Many people believe the ruling CPP ordered the attacks, though a party spokesman denied that was the case.

Political analyst Ou Virak, the founder of the think-tank The Future Forum, said the current discord has strong echoes with the ruling party’s actions before the 2008 and 2013 general elections.

“It has worked magic in the past – so Hun Sen is looking at this as a page from an old playbook, and he’s definitely in some way is going back to the same tactic that has worked for him so cheaply, so easily, by just bringing legal charges with a court that he has full control over,” said Virak.

The opposition Cambodia National Rescue Party, or CNRP, stunned the ruling party when it came close to winning the 2013 general election – losing by just 300,000 votes, or around 4 percent of the electorate.

FILE - Cambodia's Prime Minister Hun Sen is seen on a television as he delivers a speech, at a restaurant in central Phnom Penh, Oct. 28, 2015.
FILE - Cambodia's Prime Minister Hun Sen is seen on a television as he delivers a speech, at a restaurant in central Phnom Penh, Oct. 28, 2015.

Virak said the ruling party realizes that its 2013 pledge to enact reforms is proving hard to carry out, which is why it is now trying to divide the opposition ahead of the 2018 ballot.

“After the 2013 election, which was a very, very close election, the CPP thought they can actually look at reforms and try to attract young voters. I think they’ve realized it’s actually much more difficult, particularly with an entrenched, corrupt system that they’ve built, that they have. So they are now resorting to old tactics, old dirty tactics, which is using the courts, which they have full control, to bring about legal harassment of Mr. Sam Rainsy, that has worked magic in the past and still works today,” he said.

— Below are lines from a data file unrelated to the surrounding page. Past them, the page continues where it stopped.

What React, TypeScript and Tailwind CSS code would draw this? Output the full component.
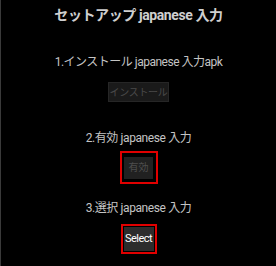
export default function App() {
  return (
    <div
      className="w-[276px] h-[266px] bg-black border-l border-[#3a3a3a] flex flex-col items-center text-[#c4c4c4] overflow-hidden whitespace-nowrap"
      style={{ fontFamily: 'Roboto, "Noto Sans CJK JP", sans-serif' }}
    >
      <div className="mt-[4px] text-[14px] leading-[22px] font-bold tracking-[-0.4px] text-[#cfcfcf]">セットアップ japanese 入力</div>
      <div className="mt-[27px] text-[12px] leading-[18px] tracking-[-0.5px]">1.インストール japanese 入力apk</div>
      <div className="mt-[11px] w-[61px] h-[20px] bg-[#1a1a1a] border border-[#262626] flex items-center justify-center text-[10px] tracking-[-0.3px] text-[#4a4a4a]">
        インストール
      </div>
      <div className="mt-[27px] text-[12px] leading-[18px] tracking-[-0.4px]">2.有効 japanese 入力</div>
      <div className="mt-[4px] w-[38px] h-[33px] border-2 border-[#e00000] flex items-center justify-center">
        <div className="w-[29px] h-[22px] bg-[#212121] flex items-center justify-center text-[10px] text-[#4e4e4e]">有効</div>
      </div>
      <div className="mt-[15px] text-[12px] leading-[18px] tracking-[-0.4px]">3.選択 japanese 入力</div>
      <div className="mt-[7px] w-[36px] h-[30px] border-2 border-[#e00000] flex items-center justify-center">
        <div className="w-[30px] h-[24px] bg-[#2c2c2c] flex items-center justify-center text-[11px] tracking-[-0.5px] text-white">Select</div>
      </div>
    </div>
  );
}
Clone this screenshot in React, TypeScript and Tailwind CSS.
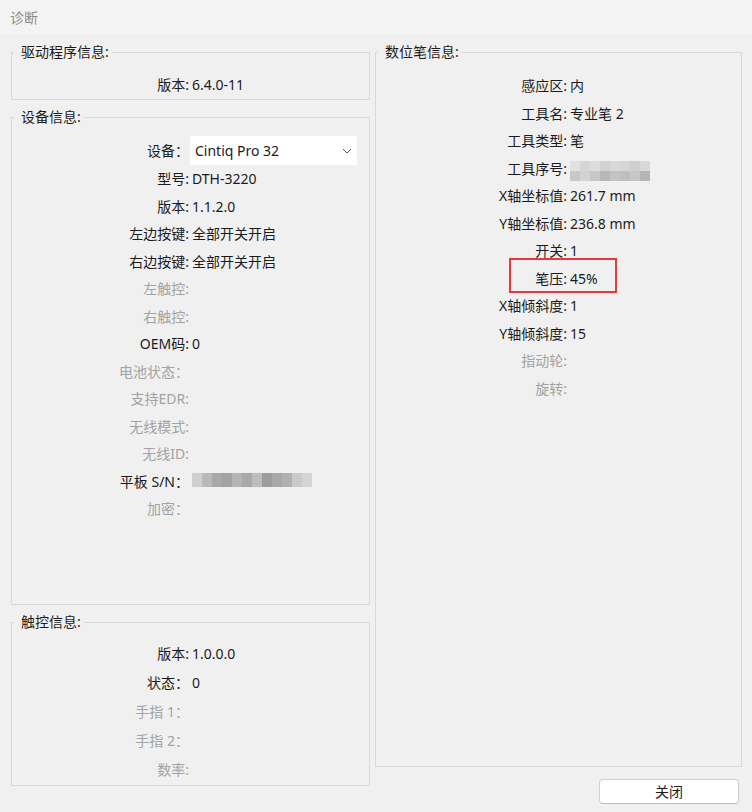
import React from "react";

type RowProps = {
  label: string;
  value?: React.ReactNode;
  disabled?: boolean;
  labelClass: string;
  height?: string;
};

function Row({ label, value, disabled, labelClass, height = "h-[27.5px]" }: RowProps) {
  return (
    <div className={`flex items-center ${height}`}>
      <span
        className={`shrink-0 text-right ${labelClass} ${
          disabled ? "text-[#a3a3a3]" : "text-[#1b1b1b]"
        }`}
      >
        {label}
      </span>
      {value !== undefined && <span className="ml-[3px] text-[#1b1b1b]">{value}</span>}
    </div>
  );
}

function Group({
  title,
  className,
  children,
}: {
  title: string;
  className: string;
  children: React.ReactNode;
}) {
  return (
    <fieldset className={`border border-[#d9d9d9] ${className}`}>
      <legend className="ml-[2px] pl-[7px] pr-[3px] leading-[20px] text-[#1b1b1b]">
        {title}
      </legend>
      {children}
    </fieldset>
  );
}

// pixelated block that hides a serial number
function Mosaic({ rows, cell }: { rows: string[][]; cell: string }) {
  return (
    <span className="inline-flex flex-col">
      {rows.map((r, i) => (
        <span key={i} className="flex">
          {r.map((c, j) => (
            <span key={j} className={cell} style={{ backgroundColor: c }} />
          ))}
        </span>
      ))}
    </span>
  );
}

const toolSerial = [
  ["#e2e2e2", "#d6d6d8", "#dcdcdc", "#d3d0d0", "#d8d8d8", "#d5d5d5", "#cfcfcf", "#d9d9d9"],
  ["#c9c9cb", "#d2d3d6", "#c7c7c9", "#b9b6b6", "#c3c3c3", "#bfbfbf", "#c6c6c6", "#b5b5b5"],
];

const tabletSerial = [
  ["#cfcfcf", "#b9b9b9", "#a9a9a9", "#a3a3a3", "#b4b4b4", "#aaaaaa", "#bdbdbd", "#9d9d9d", "#a8a8a8", "#b0b0b0", "#c9c9c9", "#d5d5d5"],
];

const L = "w-[177px]";
const R = "w-[191px]";

export default function App() {
  return (
    <div className="h-[812px] w-[752px] bg-[#f0f0f0] font-['Noto_Sans','Noto_Sans_CJK_SC',sans-serif] text-[14px]">
      <div className="flex h-[34px] items-center bg-[#f3f3f3] pl-[10px] text-[#8c8c8c]">诊断</div>

      <div className="flex gap-[5px] pl-[11px] pt-[8px]">
        <div className="flex w-[359px] flex-col gap-[7px]">
          <Group title="驱动程序信息:" className="h-[58px] pt-[9px]">
            <Row label="版本:" value="6.4.0-11" labelClass={L} />
          </Group>

          <Group title="设备信息:" className="h-[498px] pt-[9px]">
            <div className="flex h-[29px] items-center">
              <span className={`shrink-0 text-right text-[#1b1b1b] ${L}`}>设备：</span>
              <div className="ml-[1px] flex h-[29px] w-[167px] items-center justify-between bg-white pl-[5px] pr-[5px] text-[#1b1b1b]">
                <span>Cintiq Pro 32</span>
                <svg width="10" height="6" viewBox="0 0 10 6" fill="none">
                  <path d="M1 1l4 4 4-4" stroke="#555" strokeWidth="1" />
                </svg>
              </div>
            </div>
            <Row label="型号:" value="DTH-3220" labelClass={L} />
            <Row label="版本:" value="1.1.2.0" labelClass={L} />
            <Row label="左边按键:" value="全部开关开启" labelClass={L} />
            <Row label="右边按键:" value="全部开关开启" labelClass={L} />
            <Row label="左触控:" disabled labelClass={L} />
            <Row label="右触控:" disabled labelClass={L} />
            <Row label="OEM码:" value="0" labelClass={L} />
            <Row label="电池状态：" disabled labelClass={L} />
            <Row label="支持EDR:" disabled labelClass={L} />
            <Row label="无线模式:" disabled labelClass={L} />
            <Row label="无线ID:" disabled labelClass={L} />
            <Row
              label="平板 S/N："
              value={<Mosaic rows={tabletSerial} cell="block h-[14px] w-[10px]" />}
              labelClass={L}
            />
            <Row label="加密：" disabled labelClass={L} />
          </Group>

          <Group title="触控信息:" className="h-[174px] pt-[7px]">
            <Row label="版本:" value="1.0.0.0" labelClass={L} height="h-[29px]" />
            <Row label="状态：" value="0" labelClass={L} height="h-[29px]" />
            <Row label="手指 1：" disabled labelClass={L} height="h-[29px]" />
            <Row label="手指 2：" disabled labelClass={L} height="h-[29px]" />
            <Row label="数率:" disabled labelClass={L} height="h-[29px]" />
          </Group>
        </div>

        <div className="flex w-[367px] flex-col">
          <Group title="数位笔信息:" className="h-[725px] pt-[10px]">
            <Row label="感应区:" value="内" labelClass={R} />
            <Row label="工具名:" value="专业笔 2" labelClass={R} />
            <Row label="工具类型:" value="笔" labelClass={R} />
            <Row
              label="工具序号:"
              value={<Mosaic rows={toolSerial} cell="block h-[10px] w-[10px]" />}
              labelClass={R}
            />
            <Row label="X轴坐标值:" value="261.7 mm" labelClass={R} />
            <Row label="Y轴坐标值:" value="236.8 mm" labelClass={R} />
            <Row label="开关:" value="1" labelClass={R} />
            <div className="relative">
              <Row label="笔压:" value="45%" labelClass={R} />
              <div className="pointer-events-none absolute left-[133px] top-[-7px] h-[35px] w-[108px] border-2 border-[#e8383d]" />
            </div>
            <Row label="X轴倾斜度:" value="1" labelClass={R} />
            <Row label="Y轴倾斜度:" value="15" labelClass={R} />
            <Row label="指动轮:" disabled labelClass={R} />
            <Row label="旋转:" disabled labelClass={R} />
          </Group>
          <button className="mr-[3px] mt-[12px] h-[25px] w-[140px] self-end rounded-[4px] border border-[#d0d0d0] border-b-[#bcbcbc] bg-white text-[#1b1b1b]">
            关闭
          </button>
        </div>
      </div>
    </div>
  );
}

Overnight, the spokesman for U.N. Secretary-General Ban Ki-moon described the arrest warrant against Rainsy and the earlier attacks on opposition MPs as “worrisome developments,” and urged both parties to resume talks.

It has been a difficult year for the opposition: 15 activists were jailed earlier this year after being convicted of insurrection, and a senator is currently awaiting trial on the charge of forging a public document. The cases against them are widely regarded as politically motivated.

The arrest warrant against Rainsy relates to a 2011 court decision in which he was found guilty in absentia of defamation and ordered to serve two years in jail after stating that Foreign Minister Hor Namhong helped to run a Khmer Rouge prison during Pol Pot’s brutal 1970s rule.

However that conviction was widely believed to have been quashed ahead of the 2013 election when Rainsy was issued a royal pardon, allowing him to return from exile to contest the vote.